## EXERCISE:
Review the listing and copy each line that holds the word "index".

[start]

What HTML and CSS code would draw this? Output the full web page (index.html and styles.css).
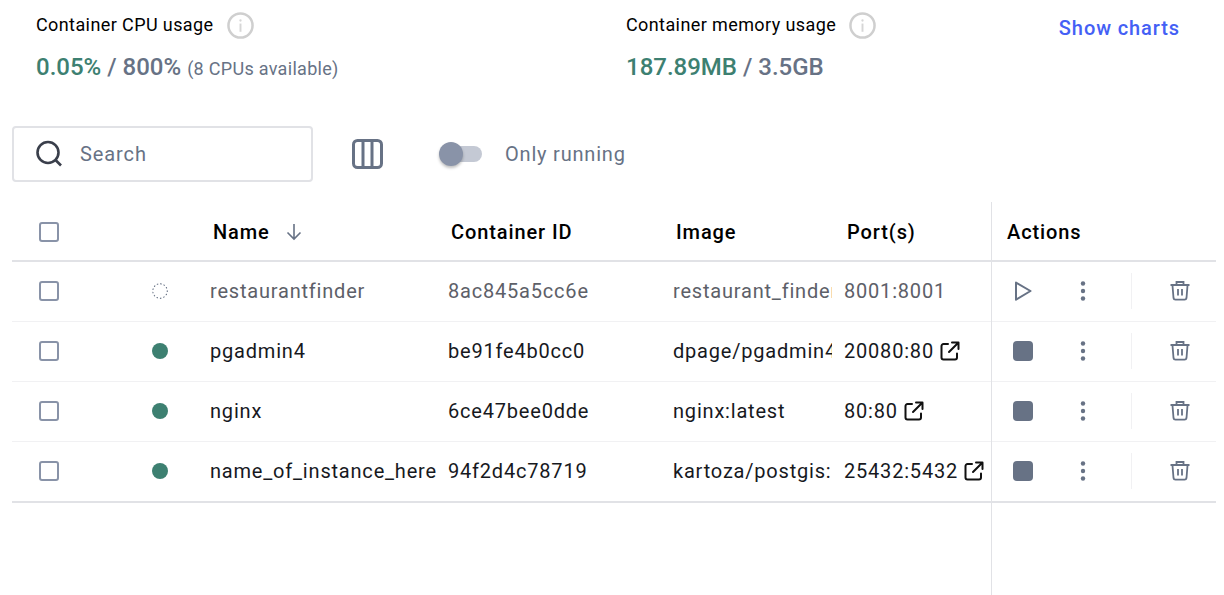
FILE: index.html
```html
<!DOCTYPE html>
<html lang="en">
<head>
    <meta charset="UTF-8">
    <meta name="viewport" content="width=device-width, initial-scale=1.0">
    <title>Containers</title>
    <link rel="stylesheet" href="styles.css">
</head>
<body>

<svg class="defs" width="0" height="0">
    <symbol id="i-info" viewBox="0 0 28 28">
        <circle cx="14" cy="14" r="12.5" fill="none" stroke="#cfcfcf" stroke-width="2.6"/>
        <circle cx="14" cy="8.8" r="1.2" fill="#d6d6d6"/>
        <rect x="13" y="12" width="2" height="8.5" fill="#d6d6d6"/>
    </symbol>
    <symbol id="i-open" viewBox="0 0 20 20">
        <path d="M8 3H3.500a2 2 0 0 0-2 2V16.500a2 2 0 0 0 2 2H15a2 2 0 0 0 2-2V12.500" fill="none" stroke="#111" stroke-width="2" stroke-linecap="round"/>
        <path d="M9 11L18 2M12 1.500H18.500V8" fill="none" stroke="#111" stroke-width="2" stroke-linecap="round" stroke-linejoin="round"/>
    </symbol>
    <symbol id="i-more" viewBox="0 0 6 20">
        <circle cx="3" cy="2.500" r="2.200" fill="#677285"/>
        <circle cx="3" cy="10" r="2.200" fill="#677285"/>
        <circle cx="3" cy="17.500" r="2.200" fill="#677285"/>
    </symbol>
    <symbol id="i-trash" viewBox="0 0 20 20">
        <path d="M0.500 4H19.500M6.500 3.500V1H13.500V3.500M2.500 4.500L3.500 17a2 2 0 0 0 2 1.700H14.500a2 2 0 0 0 2-1.700L17.500 4.500M8 8V14.500M12 8V14.500" fill="none" stroke="#677285" stroke-width="1.800"/>
    </symbol>
</svg>

<section class="stats">
    <div class="stat stat-cpu">
        <div class="stat-label">Container CPU usage <svg class="info"><use href="#i-info"/></svg></div>
        <div class="stat-value"><span class="green">0.05%</span> / 800% <small>(8 CPUs available)</small></div>
    </div>
    <div class="stat stat-mem">
        <div class="stat-label">Container memory usage <svg class="info"><use href="#i-info"/></svg></div>
        <div class="stat-value"><span class="green">187.89MB</span> / 3.5GB</div>
    </div>
    <a class="show-charts" href="#">Show charts</a>
</section>

<section class="toolbar">
    <label class="search">
        <svg width="28" height="28" viewBox="0 0 28 28">
            <circle cx="13" cy="12.500" r="10.500" fill="none" stroke="#3a3f4b" stroke-width="2.600"/>
            <path d="M20.500 20L26 25.500" stroke="#3a3f4b" stroke-width="2.600"/>
        </svg>
        <input type="text" placeholder="Search">
    </label>
    <svg class="columns" width="32" height="30" viewBox="0 0 32 30">
        <rect x="1.500" y="1.500" width="28" height="27" rx="4" fill="none" stroke="#677285" stroke-width="3"/>
        <path d="M11 2V28M20 2V28" stroke="#677285" stroke-width="3"/>
    </svg>
    <div class="toggle"><span class="thumb"></span></div>
    <span class="toggle-label">Only running</span>
</section>

<section class="table">
    <div class="row head">
        <div class="cell cell-check"><span class="checkbox"></span></div>
        <div class="cell"></div>
        <div class="cell">Name
            <svg class="sort" width="16" height="18" viewBox="0 0 16 18">
                <path d="M8 1V16M1.500 9.500L8 16L14.500 9.500" fill="none" stroke="#677285" stroke-width="1.600"/>
            </svg>
        </div>
        <div class="cell">Container ID</div>
        <div class="cell">Image</div>
        <div class="cell">Port(s)</div>
        <div class="cell cell-actions">Actions</div>
    </div>

    <div class="row stopped">
        <div class="cell cell-check"><span class="checkbox"></span></div>
        <div class="cell">
            <svg class="status" viewBox="0 0 16 16">
                <circle cx="8" cy="8" r="7.300" fill="none" stroke="#677285" stroke-width="1.300" stroke-linecap="round" stroke-dasharray="0.400 3.100"/>
            </svg>
        </div>
        <div class="cell">restaurantfinder</div>
        <div class="cell">8ac845a5cc6e</div>
        <div class="cell">restaurant_finder</div>
        <div class="cell">8001:8001</div>
        <div class="cell cell-actions">
            <svg class="act-main" width="20" height="20" viewBox="0 0 20 20">
                <path d="M3 1.500L17.500 10L3 18.700Z" fill="none" stroke="#677285" stroke-width="2" stroke-linejoin="round"/>
            </svg>
            <svg class="more"><use href="#i-more"/></svg>
            <span class="act-sep"></span>
            <svg class="trash"><use href="#i-trash"/></svg>
        </div>
    </div>

    <div class="row">
        <div class="cell cell-check"><span class="checkbox"></span></div>
        <div class="cell"><span class="status on"></span></div>
        <div class="cell">pgadmin4</div>
        <div class="cell">be91fe4b0cc0</div>
        <div class="cell">dpage/pgadmin4:latest</div>
        <div class="cell">20080:80 <svg class="open"><use href="#i-open"/></svg></div>
        <div class="cell cell-actions">
            <span class="stop act-main"></span>
            <svg class="more"><use href="#i-more"/></svg>
            <span class="act-sep"></span>
            <svg class="trash"><use href="#i-trash"/></svg>
        </div>
    </div>

    <div class="row">
        <div class="cell cell-check"><span class="checkbox"></span></div>
        <div class="cell"><span class="status on"></span></div>
        <div class="cell">nginx</div>
        <div class="cell">6ce47bee0dde</div>
        <div class="cell">nginx:latest</div>
        <div class="cell">80:80 <svg class="open"><use href="#i-open"/></svg></div>
        <div class="cell cell-actions">
            <span class="stop act-main"></span>
            <svg class="more"><use href="#i-more"/></svg>
            <span class="act-sep"></span>
            <svg class="trash"><use href="#i-trash"/></svg>
        </div>
    </div>

    <div class="row last">
        <div class="cell cell-check"><span class="checkbox"></span></div>
        <div class="cell"><span class="status on"></span></div>
        <div class="cell">name_of_instance_here</div>
        <div class="cell">94f2d4c78719</div>
        <div class="cell">kartoza/postgis:latest</div>
        <div class="cell">25432:5432 <svg class="open"><use href="#i-open"/></svg></div>
        <div class="cell cell-actions">
            <span class="stop act-main"></span>
            <svg class="more"><use href="#i-more"/></svg>
            <span class="act-sep"></span>
            <svg class="trash"><use href="#i-trash"/></svg>
        </div>
    </div>
</section>

</body>
</html>
```

FILE: styles.css
```css
body {
    font-family: Roboto, "Liberation Sans", sans-serif;
    background-color: #fff;
    color: #17191e;
    margin: 0;
    height: 595px;
    overflow: hidden;
}

.defs {
    display: block;
    height: 0;
}

/* usage stats */
.stats {
    display: flex;
    height: 126px;
    box-sizing: border-box;
    padding: 10px 44px 0 36px;
}

.stat-cpu {
    width: 590px;
}

.stat-mem {
    flex: 1;
}

.stat-label {
    display: flex;
    align-items: center;
    gap: 13px;
    height: 28px;
    font-size: 18px;
    letter-spacing: 0.4px;
    color: #000;
}

.info {
    width: 27px;
    height: 27px;
    margin-top: 3px;
}

.stat-value {
    margin-top: 13px;
    font-size: 24px;
    line-height: 32px;
    font-weight: 500;
    color: #677285;
}

.stat-value small {
    font-size: 18px;
    font-weight: 400;
    letter-spacing: 0.3px;
}

.green {
    color: #3d8071;
}

.show-charts {
    font-size: 20px;
    font-weight: 500;
    letter-spacing: 0.9px;
    color: #4460f5;
    text-decoration: none;
    margin-top: 6px;
}

/* search row */
.toolbar {
    display: flex;
    align-items: center;
    height: 56px;
    margin-left: 12px;
}

.search {
    display: flex;
    align-items: center;
    gap: 17px;
    width: 301px;
    height: 56px;
    box-sizing: border-box;
    padding-left: 21px;
    border: 2px solid #e1e2e6;
    border-radius: 4px;
}

.search input {
    border: none;
    outline: none;
    width: 200px;
    padding: 0;
    font-family: inherit;
    font-size: 20px;
    letter-spacing: 0.9px;
}

.search input::placeholder {
    color: #677285;
}

.columns {
    margin-left: 39px;
}

.toggle {
    display: flex;
    align-items: center;
    width: 41px;
    height: 16px;
    margin-left: 57px;
    background-color: #c4c9d4;
    border-radius: 8px;
}

.thumb {
    display: block;
    width: 24px;
    height: 24px;
    margin-left: -2px;
    background-color: #8993a8;
    border-radius: 50%;
    box-shadow: 0 2px 3px rgba(0, 0, 0, 0.25);
}

.toggle-label {
    margin-left: 23px;
    font-size: 20px;
    letter-spacing: 0.8px;
    color: #677285;
}

/* table */
.table {
    position: relative;
    margin: 20px 8px 0 12px;
    height: 393px;
}

.table::after {
    content: "";
    position: absolute;
    left: 979px;
    top: 0;
    bottom: 0;
    width: 1px;
    background-color: #e1e2e6;
}

.row {
    display: grid;
    grid-template-columns: 126px 60px 238px 225px 171px 159px 225px;
    align-items: center;
    height: 60px;
    box-sizing: border-box;
    padding-bottom: 1px;
    border-bottom: 1px solid #f1f1f3;
    font-size: 20px;
    letter-spacing: 0.8px;
}

.row.head {
    height: 60px;
    padding: 2px 0 0;
    border-bottom: 2px solid #e1e2e6;
    font-weight: 500;
    letter-spacing: 0.9px;
    color: #000;
}

.row.last {
    height: 61px;
    padding-bottom: 2px;
    border-bottom: 2px solid #e1e2e6;
}

.row.stopped {
    color: #5d6068;
}

.cell {
    display: flex;
    align-items: center;
    white-space: nowrap;
    overflow: hidden;
    padding-left: 12px;
}

.head .cell {
    padding-left: 15px;
}

.cell-check,
.head .cell-check {
    padding-left: 27px;
}

.cell-actions {
    padding-left: 0;
    height: 36px;
}

.head .cell-actions {
    padding-left: 16px;
    height: auto;
}

.checkbox {
    display: block;
    width: 16px;
    height: 16px;
    border: 2px solid #8993a8;
    border-radius: 3px;
}

.status {
    display: block;
    width: 16px;
    height: 16px;
    margin-left: 2px;
    box-sizing: border-box;
    border-radius: 50%;
}

.status.on {
    background-color: #3d8071;
}

.sort {
    margin-left: 16px;
}

.open {
    width: 20px;
    height: 20px;
    margin-left: 6px;
    flex: none;
}

.act-main {
    margin-left: 22px;
    flex: none;
}

.stop {
    display: block;
    width: 20px;
    height: 20px;
    background-color: #677285;
    border-radius: 4px;
}

.more {
    width: 6px;
    height: 20px;
    margin-left: 47px;
    flex: none;
}

.act-sep {
    display: block;
    width: 1px;
    height: 36px;
    margin-left: 45px;
    background-color: #f1f1f3;
    flex: none;
}

.trash {
    width: 20px;
    height: 20px;
    margin-left: 38px;
    flex: none;
}
```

[end]

## ANSWER TO THIS EXERCISE:
What HTML and CSS code would draw this? Output the full web page (index.html and styles.css).
FILE: index.html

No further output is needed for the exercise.